第3は、最近の米国訪問が小泉氏を有頂天にさせたことだ。米国の世論は東京裁判に対する日本の一部政治家の言論姿勢に不満を示しており、小泉氏の靖国参拝についても批判してはいるものの、ブッシュ氏はリアリストであり、歴史の是非と道義的問題を米国の国益より優先することはなく、ましてや小泉氏が参拝し続けることで、日中関係が破壊されることは、根本的に言えば米国の国益に合致するのだ。まさに米国の学者が言うように、緊張した中日関係は米国のアジア戦略の「政治的基礎」であり、だからこそ、米国のある大物が小泉氏に対し「中国が反対すればするほど、参拝に行くべきだ」と檄を飛ばしたのである。

小泉氏を相手としない

最近の日本政界の要人への対応を見れば、1972年の中日国交回復前の佐藤栄作首相がそうであったのと同じように、中国がすでに明らかに小泉氏を相手にしなくなっているのがわかる。従って、「小泉氏を相手にしない」ことを、「8.15の大きな対決」に対処する基本方針とすべきだろう。小泉氏は戦略的頭脳を有する政治家ではなく、率直に言えば、思想性が欠落した、レベルの低い政治の遊び人に過ぎないからだ。

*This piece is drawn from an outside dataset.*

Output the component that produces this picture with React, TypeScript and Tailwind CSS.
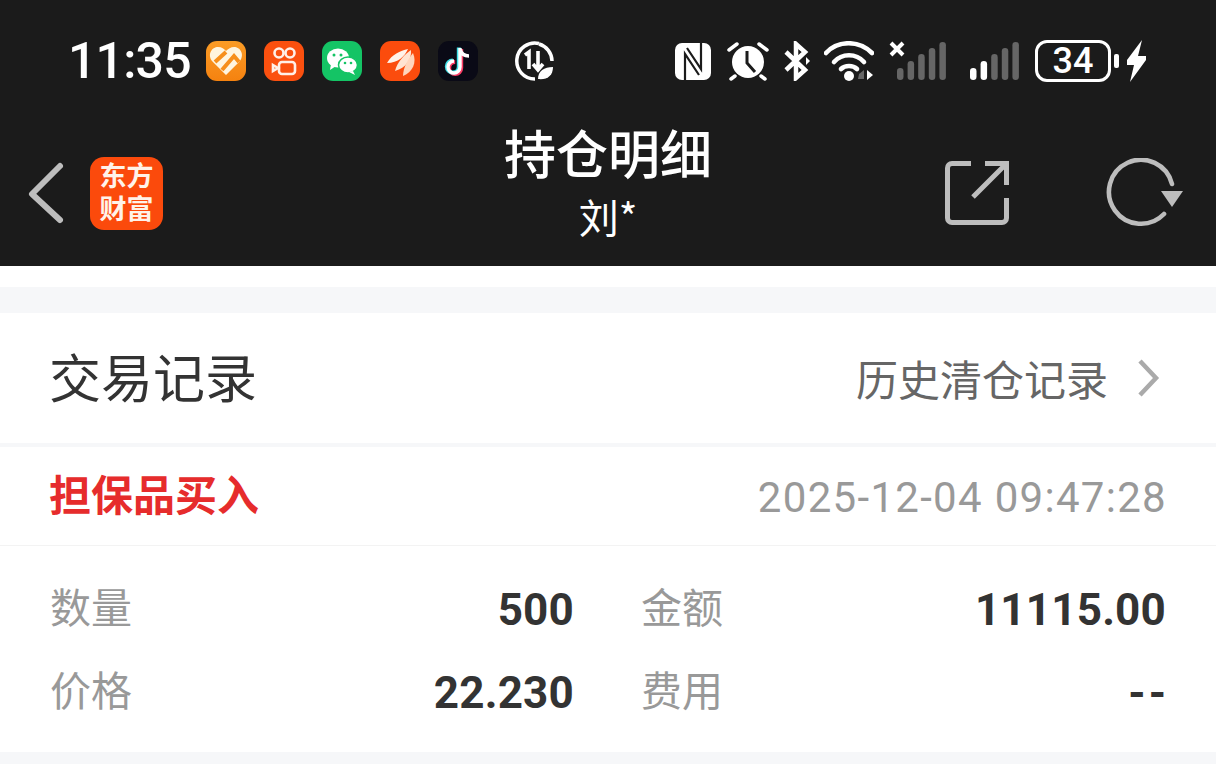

国内には小泉氏を過大評価し、日本はすでに「吉田路線」から「小泉路線」へと転換したと言う人もいる。このような結論を下すのは時期尚早だろうか。保守政治家の中で、小泉氏は戦略面で中曽根康弘氏に及ばず、政治面で田中角栄氏とは比べものにならず、思想面ではなおのこと石橋湛山氏の足元にも及ばない。

中国は外交では保守派、右派との交流を拒絶したことはない。だが、事理をわきまえぬ政治の遊び人と事の是非を論じるのは何と難しいことか。